Two crucial terms in sub-sections (3) and (5) of Section 20 are
"compromise" and "settlement". The former expression means
settlement of differences by mutual concessions. It is an
agreement reached by adjustment of conflicting or opposing
claims by reciprocal modification of demands. As per Termes
de la Ley, "compromise is a mutual promise of two or more
parties that are at controversy. As per Bouvier it is "an
agreement between two or more persons, who, to avoid a law
suit, amicably settle their differences, on such terms as they
can agree upon". The word "compromise" implies some
element of accommodation on each side. It is not apt to
describe total surrender. (See Re NFU Development Trust Ltd.

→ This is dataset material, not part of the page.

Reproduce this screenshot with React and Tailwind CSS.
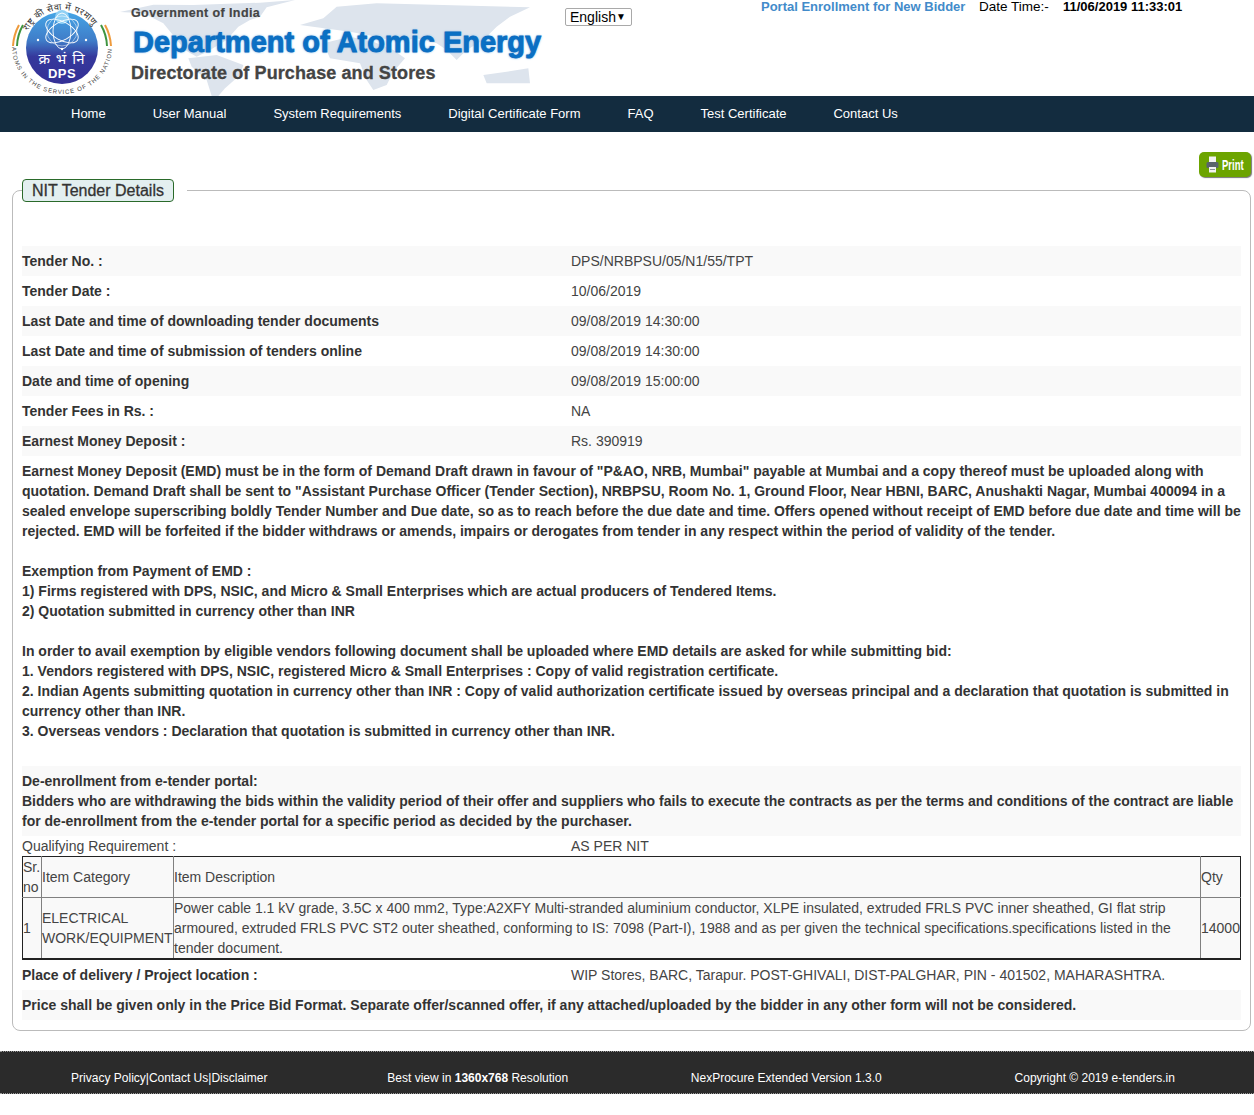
const navItems = ['Home', 'User Manual', 'System Requirements', 'Digital Certificate Form', 'FAQ', 'Test Certificate', 'Contact Us']

const summaryRows = [
  ['Tender No. :', 'DPS/NRBPSU/05/N1/55/TPT'],
  ['Tender Date :', '10/06/2019'],
  ['Last Date and time of downloading tender documents', '09/08/2019 14:30:00'],
  ['Last Date and time of submission of tenders online', '09/08/2019 14:30:00'],
  ['Date and time of opening', '09/08/2019 15:00:00'],
  ['Tender Fees in Rs. :', 'NA'],
  ['Earnest Money Deposit :', 'Rs. 390919'],
]

const emdLines = [
  'Earnest Money Deposit (EMD) must be in the form of Demand Draft drawn in favour of "P&AO, NRB, Mumbai" payable at Mumbai and a copy thereof must be uploaded along with',
  'quotation. Demand Draft shall be sent to "Assistant Purchase Officer (Tender Section), NRBPSU, Room No. 1, Ground Floor, Near HBNI, BARC, Anushakti Nagar, Mumbai 400094 in a',
  'sealed envelope superscribing boldly Tender Number and Due date, so as to reach before the due date and time. Offers opened without receipt of EMD before due date and time will be',
  'rejected. EMD will be forfeited if the bidder withdraws or amends, impairs or derogates from tender in any respect within the period of validity of the tender.',
  '',
  'Exemption from Payment of EMD :',
  '1) Firms registered with DPS, NSIC, and Micro & Small Enterprises which are actual producers of Tendered Items.',
  '2) Quotation submitted in currency other than INR',
  '',
  'In order to avail exemption by eligible vendors following document shall be uploaded where EMD details are asked for while submitting bid:',
  '1. Vendors registered with DPS, NSIC, registered Micro & Small Enterprises : Copy of valid registration certificate.',
  '2. Indian Agents submitting quotation in currency other than INR : Copy of valid authorization certificate issued by overseas principal and a declaration that quotation is submitted in',
  'currency other than INR.',
  '3. Overseas vendors : Declaration that quotation is submitted in currency other than INR.',
  '',
]

function Logo() {
  return (
    <svg width="125" height="96" viewBox="0 0 125 96" className="relative shrink-0">
      <defs>
        <linearGradient id="disc" x1="0" y1="0" x2="0" y2="1">
          <stop offset="0" stopColor="#45a5e6" />
          <stop offset="0.4" stopColor="#3f7cc8" />
          <stop offset="0.62" stopColor="#35389c" />
          <stop offset="1" stopColor="#343096" />
        </linearGradient>
        <path id="topArc" d="M28 31 A38 38 0 0 1 96 31" />
        <path id="bottomArc" d="M12 47 A50 47 0 0 0 112 47" />
      </defs>
      <path d="M13 46 A49 49 0 0 1 19 25" fill="none" stroke="#ee9a3c" strokeWidth="2" />
      <path d="M17 46 A45 45 0 0 1 23 25" fill="none" stroke="#3f9440" strokeWidth="2" />
      <path d="M111 46 A49 49 0 0 0 105 25" fill="none" stroke="#ee9a3c" strokeWidth="2" />
      <path d="M107 46 A45 45 0 0 0 101 25" fill="none" stroke="#3f9440" strokeWidth="2" />
      <circle cx="62" cy="48" r="36" fill="url(#disc)" />
      <circle cx="62" cy="17" r="7" fill="#8fd0f4" />
      <g fill="none" stroke="#fff" strokeWidth="0.9">
        <ellipse cx="62" cy="31" rx="9" ry="18" />
        <ellipse cx="62" cy="31" rx="9" ry="18" transform="rotate(60 62 31)" />
        <ellipse cx="62" cy="31" rx="9" ry="18" transform="rotate(-60 62 31)" />
        <circle cx="62" cy="31" r="15" strokeWidth="0.5" />
      </g>
      <circle cx="38" cy="40" r="1.2" fill="#fff" />
      <circle cx="86" cy="40" r="1.2" fill="#fff" />
      <circle cx="62" cy="49" r="1.2" fill="#fff" />
      <text x="62" y="64" textAnchor="middle" fontSize="15" fill="#fff" letterSpacing="1" fontFamily="'Noto Sans', 'DejaVu Sans', sans-serif">क्र भं नि</text>
      <text x="62" y="78" textAnchor="middle" fontSize="13" fontWeight="700" fill="#fff" letterSpacing="0.5" fontFamily="'Liberation Sans', sans-serif">DPS</text>
      <text fontSize="9" fill="#333" fontFamily="'Noto Sans', 'DejaVu Sans', sans-serif">
        <textPath href="#topArc" textLength="78">राष्ट्र की सेवा में परमाणु</textPath>
      </text>
      <text fontSize="6" fill="#444" fontFamily="'Liberation Sans', sans-serif">
        <textPath href="#bottomArc" textLength="150">ATOMS IN THE SERVICE OF THE NATION</textPath>
      </text>
    </svg>
  )
}

function WorldMap() {
  return (
    <svg width="450" height="96" viewBox="0 0 1350 288" className="absolute left-[-15px] top-0" fill="#dde4ed">
      <path d="M30 36 L130 14 L250 15 L450 8 L555 0 L470 22 L450 50 L420 60 L385 80 L350 120 L300 150 L260 170 L225 150 L160 70 L100 40 Z" />
      <path d="M235 175 L320 165 L400 195 L390 225 L345 265 L325 288 L305 288 L290 240 L245 200 Z" />
      <path d="M570 75 L640 55 L680 20 L800 10 L1000 15 L1260 22 L1200 50 L1160 80 L1120 120 L1070 150 L1040 180 L1010 150 L980 130 L920 115 L860 125 L800 110 L720 95 Z" />
      <path d="M640 130 L720 110 L790 125 L850 150 L885 175 L850 215 L830 255 L790 270 L770 240 L750 190 L660 175 Z" />
      <path d="M1120 225 L1190 215 L1255 205 L1260 250 L1200 250 L1130 250 Z" />
    </svg>
  )
}

function Banner() {
  return (
    <div className="relative h-full w-[440px] shrink-0 text-[#444]">
      <WorldMap />
      <div className="relative pl-[6px]">
        <div className="pt-[5px] text-[12.5px] leading-[16px] font-bold tracking-[0.4px] [-webkit-text-stroke:0.2px_#444]">Government of India</div>
        <div className="mt-[3px] pl-[2px] text-[29px] leading-[36px] font-bold text-[#0a70c4] whitespace-nowrap [-webkit-text-stroke:0.8px_#0a6cc0] [text-shadow:0_0_2px_#6fb0e6,0_0_3px_#a6cdee]">
          Department of Atomic Energy
        </div>
        <div className="mt-[1px] text-[18px] leading-[24px] font-bold tracking-[0.1px] [-webkit-text-stroke:0.3px_#444]">Directorate of Purchase and Stores</div>
      </div>
    </div>
  )
}

function PrintIcon() {
  return (
    <svg width="13" height="17" viewBox="0 0 13 17">
      <rect x="3" y="0.5" width="7" height="6" fill="#f2f2f2" />
      <rect x="0.5" y="6" width="12" height="6" rx="1.5" fill="#59636b" />
      <rect x="3" y="11" width="7" height="5.5" fill="#f2f2f2" />
      <rect x="4" y="13" width="5" height="1" fill="#8a9298" />
    </svg>
  )
}

function Row({ label, value, shaded }) {
  return (
    <div className={`flex h-[30px] items-center ${shaded ? 'bg-[#f9f9f9]' : ''}`}>
      <div className="w-[549px] shrink-0 font-bold">{label}</div>
      <div className="text-[#444]">{value}</div>
    </div>
  )
}

export default function App() {
  return (
    <div className="min-h-[1115px] bg-white text-[14px] leading-[20px] text-[#333] font-['Liberation_Sans',Arial,sans-serif]">
      {/* Header */}
      <header className="flex h-[96px] overflow-hidden">
        <Logo />
        <Banner />
        <div className="relative mt-[8px] flex h-[18px] w-[67px] shrink-0 items-center justify-between rounded-[2px] border border-[#a9a9a9] bg-white pl-[4px] pr-[5px] text-black">
          <span>English</span>
          <span className="text-[10px]">▼</span>
        </div>
        <div className="ml-[129px] mt-[-3px] flex whitespace-nowrap text-black">
          <span className="w-[218px] text-[13px] font-bold text-[#428bca]">Portal Enrollment for New Bidder</span>
          <span className="w-[84px] text-[13.5px]">Date Time:-</span>
          <span className="text-[13px] font-bold">11/06/2019 11:33:01</span>
        </div>
      </header>

      {/* Nav */}
      <nav className="flex h-[36px] items-center bg-[#132c3f] pl-[47.5px] text-[13px] text-white">
        {navItems.map((item) => (
          <a key={item} href="#" className="px-[23.5px]">{item}</a>
        ))}
      </nav>

      {/* Print */}
      <div className="flex justify-end pr-[3px] pt-[20px]">
        <button className="flex h-[25px] w-[52px] items-center gap-[3px] rounded-[5px] bg-[#6ca400] pl-[7px] text-white shadow-[1px_1px_1px_#777]">
          <PrintIcon />
          <span className="inline-block w-[22px] origin-left scale-x-[0.68] text-[14px] font-bold">Print</span>
        </button>
      </div>

      {/* Details */}
      <fieldset className="ml-[12px] mr-[3px] mt-[2px] rounded-[8px] border border-[#bbb] px-[9px] pb-[10px]">
        <legend className="p-0 pr-[13px]">
          <div className="flex h-[23px] w-[152px] items-center justify-center rounded-[4px] border border-[#2a6a2a] bg-[#e3eff0] text-[16px] [-webkit-text-stroke:0.3px_#333]">
            NIT Tender Details
          </div>
        </legend>
        <div className="pt-[44px]">
          {summaryRows.map(([label, value], i) => (
            <Row key={label} label={label} value={value} shaded={i % 2 === 0} />
          ))}
          <div className="py-[5px] font-bold whitespace-nowrap">
            {emdLines.map((line, i) => (
              <div key={i} className="h-[20px]">{line}</div>
            ))}
          </div>
          <div className="bg-[#f9f9f9] py-[5px] font-bold whitespace-nowrap">
            <div>De-enrollment from e-tender portal:</div>
            <div>Bidders who are withdrawing the bids within the validity period of their offer and suppliers who fails to execute the contracts as per the terms and conditions of the contract are liable</div>
            <div>for de-enrollment from the e-tender portal for a specific period as decided by the purchaser.</div>
          </div>
          <div className="flex h-[20px] items-center text-[#444]">
            <div className="w-[549px] shrink-0">Qualifying Requirement :</div>
            <div>AS PER NIT</div>
          </div>
          <table className="w-full table-fixed border-collapse border border-b-2 border-[#222] bg-[#f9f9f9] text-[#444]">
            <colgroup>
              <col className="w-[19px]" />
              <col className="w-[132px]" />
              <col />
              <col className="w-[40px]" />
            </colgroup>
            <tbody>
              <tr className="h-[41px]">
                <td className="border border-[#808080] border-t-[#222] border-l-[#222] px-0">Sr. no</td>
                <td className="border border-[#808080] border-t-[#222] px-0">Item Category</td>
                <td className="border border-[#808080] border-t-[#222] px-0">Item Description</td>
                <td className="border border-[#808080] border-t-[#222] border-r-[#222] px-0">Qty</td>
              </tr>
              <tr>
                <td className="border border-[#808080] border-b-[#222] border-l-[#222] px-0">1</td>
                <td className="border border-[#808080] border-b-[#222] px-0">ELECTRICAL WORK/EQUIPMENT</td>
                <td className="border border-[#808080] border-b-[#222] px-0">
                  Power cable 1.1 kV grade, 3.5C x 400 mm2, Type:A2XFY Multi-stranded aluminium conductor, XLPE insulated, extruded FRLS PVC inner sheathed, GI flat strip armoured, extruded FRLS PVC ST2 outer sheathed, conforming to IS: 7098 (Part-I), 1988 and as per given the technical specifications.specifications listed in the tender document.
                </td>
                <td className="border border-[#808080] border-b-[#222] border-r-[#222] px-0">14000</td>
              </tr>
            </tbody>
          </table>
          <Row label="Place of delivery / Project location :" value="WIP Stores, BARC, Tarapur. POST-GHIVALI, DIST-PALGHAR, PIN - 401502, MAHARASHTRA." />
          <div className="flex h-[30px] items-center bg-[#f9f9f9] font-bold">
            Price shall be given only in the Price Bid Format. Separate offer/scanned offer, if any attached/uploaded by the bidder in any other form will not be considered.
          </div>
        </div>
      </fieldset>

      {/* Footer */}
      <footer className="mt-[20px] grid h-[43px] grid-cols-4 items-center border-y border-dotted border-[#999] bg-[#2b2b2b] pl-[15px] pr-[5px] pt-[10px] text-center text-[12px] text-white">
        <div>Privacy Policy|Contact Us|Disclaimer</div>
        <div>Best view in <b>1360x768</b> Resolution</div>
        <div>NexProcure Extended Version 1.3.0</div>
        <div>Copyright © 2019 e-tenders.in</div>
      </footer>
    </div>
  )
}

(1973) 1 All ER 135(Ch.D). A compromise is always bilateral
and means mutual adjustment. "Settlement" is termination of
legal proceedings by mutual consent. The case at hand did
not involve compromise or settlement and could not have been
disposed of by Lok Adalat. If no compromise or settlement is
or could be arrived at, no order can be passed by the Lok
Adalat. Therefore, the disposal of the Civil Writ Petition No.
943 of 2000 filed by respondent is clearly impermissible.
Therefore, the disposal of the Civil Petition 943 of 2000 filed by
respondent is clearly impermissible.
What was challenged in Writ Petition 16246 of 2004 to
which this appeal relates related to the powers of disposal of
cases by the Lok Adalat. In view of findings recorded that
matter could not have been disposed of by the Lok Adalat,
High Court ought to have directed restoration of writ petition
filed by respondent i.e. Civil Writ Petition No. 943 of 2000 for
disposal in accordance with law.
The inevitable result is that appeal has to be allowed. The
impugned judgment is set aside. It cannot be lost sight of that
the matter is pending for long. Let Civil Writ Petition 943 of
2000 be restored to its original position. The High Court is
requested to dispose of the writ petition within a period of
three months from the date of receipt of this order. The appeal
is allowed in the aforesaid terms with no order as to costs.